What to do: Leave out the pictures and copy each record below exactly.

Pages as source code:
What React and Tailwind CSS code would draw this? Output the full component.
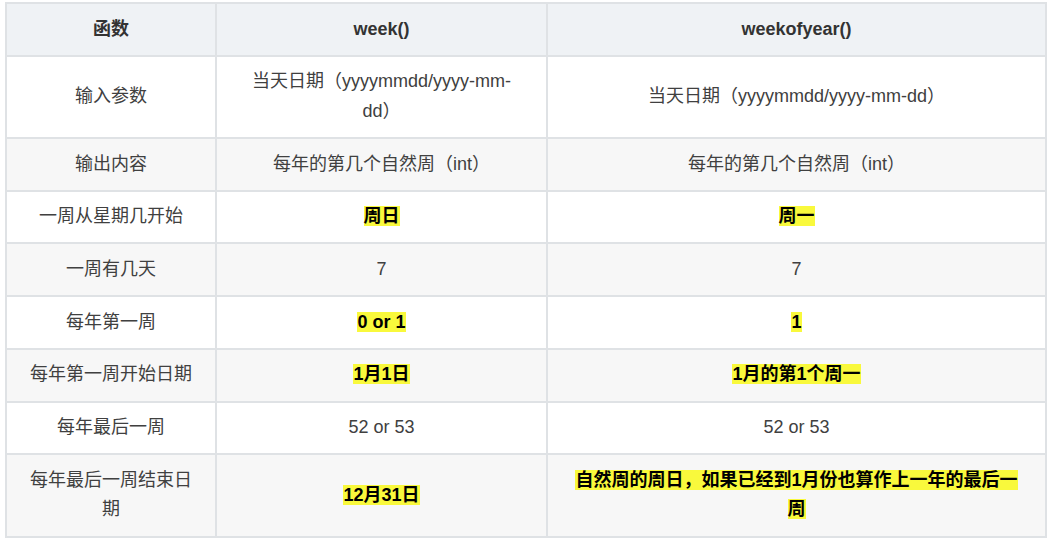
const rows = [
  { label: '输入参数', a: '当天日期（yyyymmdd/yyyy-mm-dd）', b: '当天日期（yyyymmdd/yyyy-mm-dd）' },
  { label: '输出内容', a: '每年的第几个自然周（int）', b: '每年的第几个自然周（int）' },
  { label: '一周从星期几开始', a: '周日', b: '周一', mark: true },
  { label: '一周有几天', a: '7', b: '7' },
  { label: '每年第一周', a: '0 or 1', b: '1', mark: true },
  { label: '每年第一周开始日期', a: '1月1日', b: '1月的第1个周一', mark: true },
  { label: '每年最后一周', a: '52 or 53', b: '52 or 53' },
  { label: '每年最后一周结束日期', a: '12月31日', b: '自然周的周日，如果已经到1月份也算作上一年的最后一周', mark: true },
];

function Cell({ children, mark }) {
  return (
    <td className="border border-[#dfe2e5] px-[21px] py-[10.5px] text-center align-middle">
      {mark ? (
        <span className="bg-[#f9f93c] font-bold text-black">{children}</span>
      ) : (
        children
      )}
    </td>
  );
}

export default function App() {
  return (
    <div className="bg-white w-[1053px] h-[543px] pl-[5px] pt-[2px]">
      <table
        className="border-separate border-spacing-0 border border-[#dfe2e5] w-[1042px] table-fixed text-[18px] leading-[1.65] text-[#404040]"
        style={{ fontFamily: '"Liberation Sans", "Noto Sans CJK SC", sans-serif' }}
      >
        <colgroup>
          <col className="w-[210px]" />
          <col className="w-[331px]" />
          <col />
        </colgroup>
        <thead>
          <tr className="bg-[#eff2f5]">
            <th className="border border-[#dfe2e5] px-[21px] py-[10.5px] font-bold text-[#333]">函数</th>
            <th className="border border-[#dfe2e5] px-[21px] py-[10.5px] font-bold text-[#333]">week()</th>
            <th className="border border-[#dfe2e5] px-[21px] py-[10.5px] font-bold text-[#333]">weekofyear()</th>
          </tr>
        </thead>
        <tbody>
          {rows.map((r, i) => (
            <tr key={r.label} className={i % 2 === 1 ? 'bg-[#f7f7f7]' : 'bg-white'}>
              <Cell>{r.label}</Cell>
              <Cell mark={r.mark}>{r.a}</Cell>
              <Cell mark={r.mark}>{r.b}</Cell>
            </tr>
          ))}
        </tbody>
      </table>
    </div>
  );
}
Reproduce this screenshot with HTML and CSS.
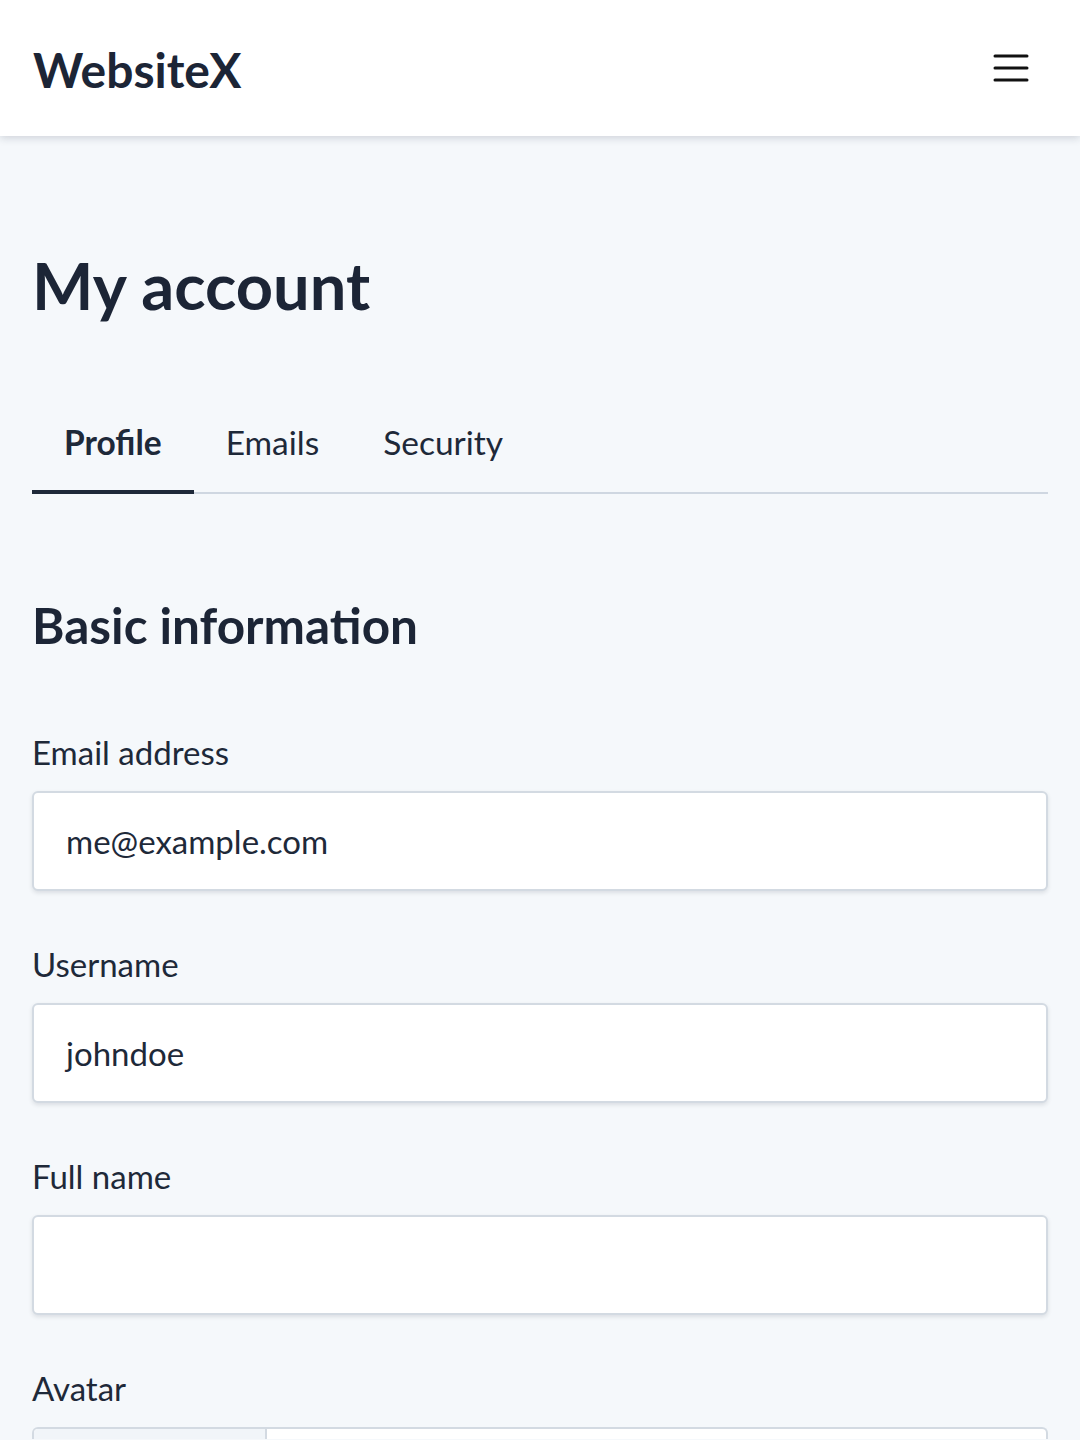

Exercise response:
What React and Tailwind CSS code would draw this? Output the full component.
const rows = [
  { label: '输入参数', a: '当天日期（yyyymmdd/yyyy-mm-dd）', b: '当天日期（yyyymmdd/yyyy-mm-dd）' },
  { label: '输出内容', a: '每年的第几个自然周（int）', b: '每年的第几个自然周（int）' },
  { label: '一周从星期几开始', a: '周日', b: '周一', mark: true },
  { label: '一周有几天', a: '7', b: '7' },
  { label: '每年第一周', a: '0 or 1', b: '1', mark: true },
  { label: '每年第一周开始日期', a: '1月1日', b: '1月的第1个周一', mark: true },
  { label: '每年最后一周', a: '52 or 53', b: '52 or 53' },
  { label: '每年最后一周结束日期', a: '12月31日', b: '自然周的周日，如果已经到1月份也算作上一年的最后一周', mark: true },
];

function Cell({ children, mark }) {
  return (
    <td className="border border-[#dfe2e5] px-[21px] py-[10.5px] text-center align-middle">
      {mark ? (
        <span className="bg-[#f9f93c] font-bold text-black">{children}</span>
      ) : (
        children
      )}
    </td>
  );
}

export default function App() {
  return (
    <div className="bg-white w-[1053px] h-[543px] pl-[5px] pt-[2px]">
      <table
        className="border-separate border-spacing-0 border border-[#dfe2e5] w-[1042px] table-fixed text-[18px] leading-[1.65] text-[#404040]"
        style={{ fontFamily: '"Liberation Sans", "Noto Sans CJK SC", sans-serif' }}
      >
        <colgroup>
          <col className="w-[210px]" />
          <col className="w-[331px]" />
          <col />
        </colgroup>
        <thead>
          <tr className="bg-[#eff2f5]">
            <th className="border border-[#dfe2e5] px-[21px] py-[10.5px] font-bold text-[#333]">函数</th>
            <th className="border border-[#dfe2e5] px-[21px] py-[10.5px] font-bold text-[#333]">week()</th>
            <th className="border border-[#dfe2e5] px-[21px] py-[10.5px] font-bold text-[#333]">weekofyear()</th>
          </tr>
        </thead>
        <tbody>
          {rows.map((r, i) => (
            <tr key={r.label} className={i % 2 === 1 ? 'bg-[#f7f7f7]' : 'bg-white'}>
              <Cell>{r.label}</Cell>
              <Cell mark={r.mark}>{r.a}</Cell>
              <Cell mark={r.mark}>{r.b}</Cell>
            </tr>
          ))}
        </tbody>
      </table>
    </div>
  );
}
Reproduce this screenshot with HTML and CSS.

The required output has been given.